Give every line of the data again, unchanged, but with no pictures.

:::

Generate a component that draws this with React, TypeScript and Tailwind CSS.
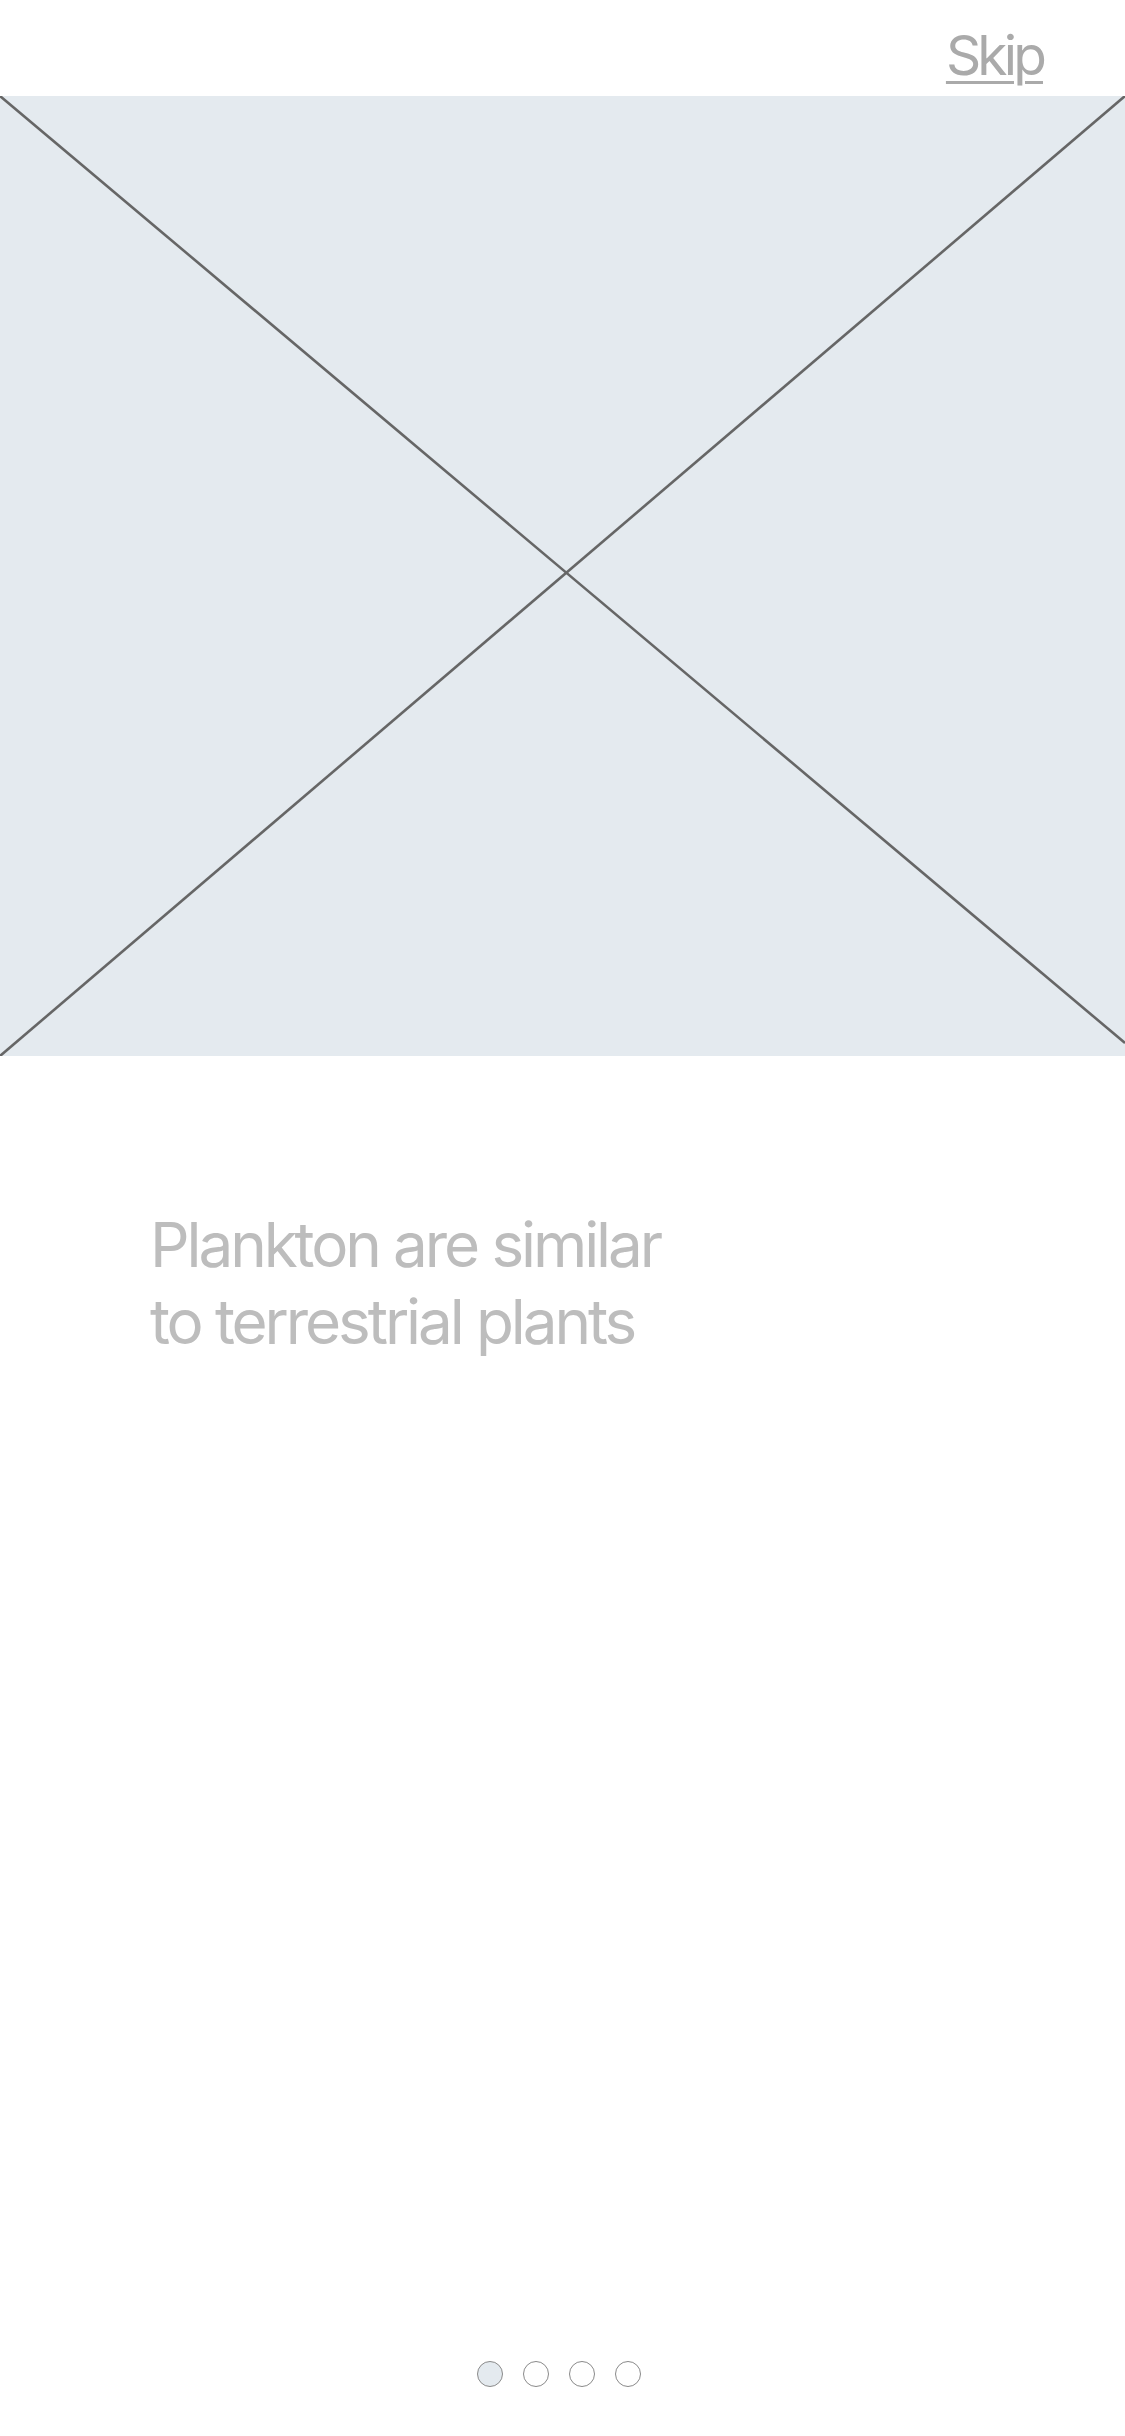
import React from 'react';

const dots = [true, false, false, false];

export default function App() {
  return (
    <div className="flex h-[2436px] w-[1125px] flex-col bg-white font-['Inter','Liberation_Sans',sans-serif]">
      {/* Header */}
      <div className="flex h-[96px] shrink-0 items-start justify-end pr-[82px] pt-[22px]">
        <a
          href="#"
          className="text-[55px] leading-[66px] tracking-[-0.07em] text-[#aaaaaa] underline decoration-[3px] underline-offset-[6px]"
        >
          Skip
        </a>
      </div>

      {/* Image placeholder */}
      <div className="relative h-[960px] shrink-0 bg-[#e4eaef]">
        <svg className="absolute inset-0 h-full w-full" viewBox="0 0 1125 960" preserveAspectRatio="none">
          <line x1="0" y1="0" x2="1125" y2="947" stroke="#666666" strokeWidth="2.6" />
          <line x1="1125" y1="0" x2="0" y2="960" stroke="#666666" strokeWidth="2.6" />
        </svg>
      </div>

      {/* Title */}
      <div className="mt-[150px] pl-[150px]">
        <h1 className="text-[62px] font-normal leading-[77px] tracking-[-0.05em] text-[#bdbdbd]">
          Plankton are similar
          <br />
          to terrestrial plants
        </h1>
      </div>

      <div className="flex-1" />

      {/* Pager */}
      <div className="flex justify-center gap-[20px] pb-[49px] pr-[7px]">
        {dots.map((active, i) => (
          <span
            key={i}
            className={`h-[26px] w-[26px] rounded-full border-[1.5px] border-[#8a8a8a] ${active ? 'bg-[#e4eaef]' : 'bg-white'}`}
          />
        ))}
      </div>
    </div>
  );
}
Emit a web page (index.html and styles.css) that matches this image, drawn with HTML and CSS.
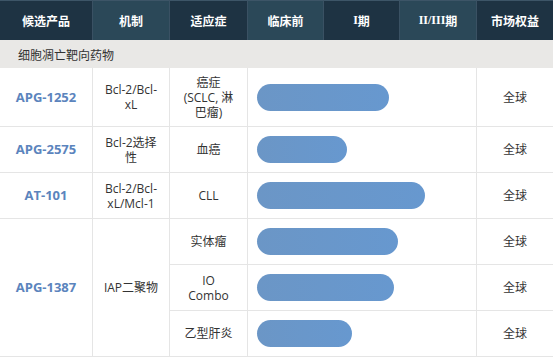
FILE: index.html
```html
<!DOCTYPE html>
<html lang="zh">
<head>
<meta charset="utf-8">
<link rel="stylesheet" href="styles.css">
</head>
<body>
<div class="pipeline">
  <div class="hd dark">候选产品</div>
  <div class="hd light">机制</div>
  <div class="hd dark">适应症</div>
  <div class="hd light">临床前</div>
  <div class="hd dark"><span class="roman">I</span>期</div>
  <div class="hd light"><span class="roman">II/III</span>期</div>
  <div class="hd dark last">市场权益</div>

  <div class="section">细胞凋亡靶向药物</div>

  <div class="c name">APG-1252</div>
  <div class="c">Bcl-2/Bcl-<br>xL</div>
  <div class="c">癌症<br>(SCLC, 淋<br>巴瘤)</div>
  <div class="c track"><span class="bar" style="width:132px"></span></div>
  <div class="c last">全球</div>

  <div class="c name">APG-2575</div>
  <div class="c">Bcl-2选择<br>性</div>
  <div class="c">血癌</div>
  <div class="c track"><span class="bar" style="width:90px"></span></div>
  <div class="c last">全球</div>

  <div class="c name">AT-101</div>
  <div class="c">Bcl-2/Bcl-<br>xL/Mcl-1</div>
  <div class="c">CLL</div>
  <div class="c track"><span class="bar" style="width:168px"></span></div>
  <div class="c last">全球</div>

  <div class="c name span3">APG-1387</div>
  <div class="c span3">IAP二聚物</div>
  <div class="c">实体瘤</div>
  <div class="c track"><span class="bar" style="width:141px"></span></div>
  <div class="c last">全球</div>
  <div class="c">IO<br>Combo</div>
  <div class="c track"><span class="bar" style="width:137px"></span></div>
  <div class="c last">全球</div>
  <div class="c">乙型肝炎</div>
  <div class="c track"><span class="bar" style="width:95px"></span></div>
  <div class="c last">全球</div>
</div>
</body>
</html>
```

FILE: styles.css
```css
* { box-sizing: border-box; }
html, body { margin: 0; padding: 0; background: #fff; }
body {
  font-family: "Open Sans", "Noto Sans CJK SC", sans-serif;
  font-size: 12px;
  color: #333;
}
.pipeline {
  width: 553px;
  display: grid;
  grid-template-columns: 93px 77px 78px 76px 76px 77px 76px;
  grid-template-rows: 40px 28px 59px 46px 46px 46px 46px 46px;
}
.hd {
  display: flex;
  align-items: center;
  justify-content: center;
  color: #fff;
  font-family: "Noto Sans CJK SC", sans-serif;
  font-weight: 700;
  font-size: 12px;
  border-top: 1px solid #3d5567;
  border-right: 1px solid #3a5163;
}
.hd .roman {
  font-family: "Liberation Serif", serif;
  font-weight: 700;
  font-size: 12px;
}
.hd.dark { background: #1e3343; }
.hd.light { background: #2b4858; }
.hd.last { border-right: none; }
.section {
  grid-column: 1 / -1;
  background: #e9e8e6;
  display: flex;
  align-items: center;
  padding-left: 18px;
  font-family: "Noto Sans CJK SC", sans-serif;
  font-size: 12px;
  color: #333;
}
.c {
  display: flex;
  align-items: center;
  justify-content: center;
  text-align: center;
  line-height: 15px;
  white-space: nowrap;
  border-right: 1px solid #e5e5e5;
  border-bottom: 1px solid #e5e5e5;
  color: #333;
}
.c.last { border-right: none; }
.c.name {
  color: #5b84bd;
  font-weight: 700;
  font-size: 13px;
}
.c.span3 { grid-row: span 3; }
.c.track {
  grid-column: span 3;
  justify-content: flex-start;
  padding-left: 9px;
}
.bar {
  display: block;
  height: 27px;
  border-radius: 14px;
  background: linear-gradient(to right, #6b96c6, #6798cf);
}
```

:::

■ Result:
Generate a component that draws this with React, TypeScript and Tailwind CSS.
import React from 'react';

const dots = [true, false, false, false];

export default function App() {
  return (
    <div className="flex h-[2436px] w-[1125px] flex-col bg-white font-['Inter','Liberation_Sans',sans-serif]">
      {/* Header */}
      <div className="flex h-[96px] shrink-0 items-start justify-end pr-[82px] pt-[22px]">
        <a
          href="#"
          className="text-[55px] leading-[66px] tracking-[-0.07em] text-[#aaaaaa] underline decoration-[3px] underline-offset-[6px]"
        >
          Skip
        </a>
      </div>

      {/* Image placeholder */}
      <div className="relative h-[960px] shrink-0 bg-[#e4eaef]">
        <svg className="absolute inset-0 h-full w-full" viewBox="0 0 1125 960" preserveAspectRatio="none">
          <line x1="0" y1="0" x2="1125" y2="947" stroke="#666666" strokeWidth="2.6" />
          <line x1="1125" y1="0" x2="0" y2="960" stroke="#666666" strokeWidth="2.6" />
        </svg>
      </div>

      {/* Title */}
      <div className="mt-[150px] pl-[150px]">
        <h1 className="text-[62px] font-normal leading-[77px] tracking-[-0.05em] text-[#bdbdbd]">
          Plankton are similar
          <br />
          to terrestrial plants
        </h1>
      </div>

      <div className="flex-1" />

      {/* Pager */}
      <div className="flex justify-center gap-[20px] pb-[49px] pr-[7px]">
        {dots.map((active, i) => (
          <span
            key={i}
            className={`h-[26px] w-[26px] rounded-full border-[1.5px] border-[#8a8a8a] ${active ? 'bg-[#e4eaef]' : 'bg-white'}`}
          />
        ))}
      </div>
    </div>
  );
}
Emit a web page (index.html and styles.css) that matches this image, drawn with HTML and CSS.
FILE: index.html
```html
<!DOCTYPE html>
<html lang="zh">
<head>
<meta charset="utf-8">
<link rel="stylesheet" href="styles.css">
</head>
<body>
<div class="pipeline">
  <div class="hd dark">候选产品</div>
  <div class="hd light">机制</div>
  <div class="hd dark">适应症</div>
  <div class="hd light">临床前</div>
  <div class="hd dark"><span class="roman">I</span>期</div>
  <div class="hd light"><span class="roman">II/III</span>期</div>
  <div class="hd dark last">市场权益</div>

  <div class="section">细胞凋亡靶向药物</div>

  <div class="c name">APG-1252</div>
  <div class="c">Bcl-2/Bcl-<br>xL</div>
  <div class="c">癌症<br>(SCLC, 淋<br>巴瘤)</div>
  <div class="c track"><span class="bar" style="width:132px"></span></div>
  <div class="c last">全球</div>

  <div class="c name">APG-2575</div>
  <div class="c">Bcl-2选择<br>性</div>
  <div class="c">血癌</div>
  <div class="c track"><span class="bar" style="width:90px"></span></div>
  <div class="c last">全球</div>

  <div class="c name">AT-101</div>
  <div class="c">Bcl-2/Bcl-<br>xL/Mcl-1</div>
  <div class="c">CLL</div>
  <div class="c track"><span class="bar" style="width:168px"></span></div>
  <div class="c last">全球</div>

  <div class="c name span3">APG-1387</div>
  <div class="c span3">IAP二聚物</div>
  <div class="c">实体瘤</div>
  <div class="c track"><span class="bar" style="width:141px"></span></div>
  <div class="c last">全球</div>
  <div class="c">IO<br>Combo</div>
  <div class="c track"><span class="bar" style="width:137px"></span></div>
  <div class="c last">全球</div>
  <div class="c">乙型肝炎</div>
  <div class="c track"><span class="bar" style="width:95px"></span></div>
  <div class="c last">全球</div>
</div>
</body>
</html>
```

FILE: styles.css
```css
* { box-sizing: border-box; }
html, body { margin: 0; padding: 0; background: #fff; }
body {
  font-family: "Open Sans", "Noto Sans CJK SC", sans-serif;
  font-size: 12px;
  color: #333;
}
.pipeline {
  width: 553px;
  display: grid;
  grid-template-columns: 93px 77px 78px 76px 76px 77px 76px;
  grid-template-rows: 40px 28px 59px 46px 46px 46px 46px 46px;
}
.hd {
  display: flex;
  align-items: center;
  justify-content: center;
  color: #fff;
  font-family: "Noto Sans CJK SC", sans-serif;
  font-weight: 700;
  font-size: 12px;
  border-top: 1px solid #3d5567;
  border-right: 1px solid #3a5163;
}
.hd .roman {
  font-family: "Liberation Serif", serif;
  font-weight: 700;
  font-size: 12px;
}
.hd.dark { background: #1e3343; }
.hd.light { background: #2b4858; }
.hd.last { border-right: none; }
.section {
  grid-column: 1 / -1;
  background: #e9e8e6;
  display: flex;
  align-items: center;
  padding-left: 18px;
  font-family: "Noto Sans CJK SC", sans-serif;
  font-size: 12px;
  color: #333;
}
.c {
  display: flex;
  align-items: center;
  justify-content: center;
  text-align: center;
  line-height: 15px;
  white-space: nowrap;
  border-right: 1px solid #e5e5e5;
  border-bottom: 1px solid #e5e5e5;
  color: #333;
}
.c.last { border-right: none; }
.c.name {
  color: #5b84bd;
  font-weight: 700;
  font-size: 13px;
}
.c.span3 { grid-row: span 3; }
.c.track {
  grid-column: span 3;
  justify-content: flex-start;
  padding-left: 9px;
}
.bar {
  display: block;
  height: 27px;
  border-radius: 14px;
  background: linear-gradient(to right, #6b96c6, #6798cf);
}
```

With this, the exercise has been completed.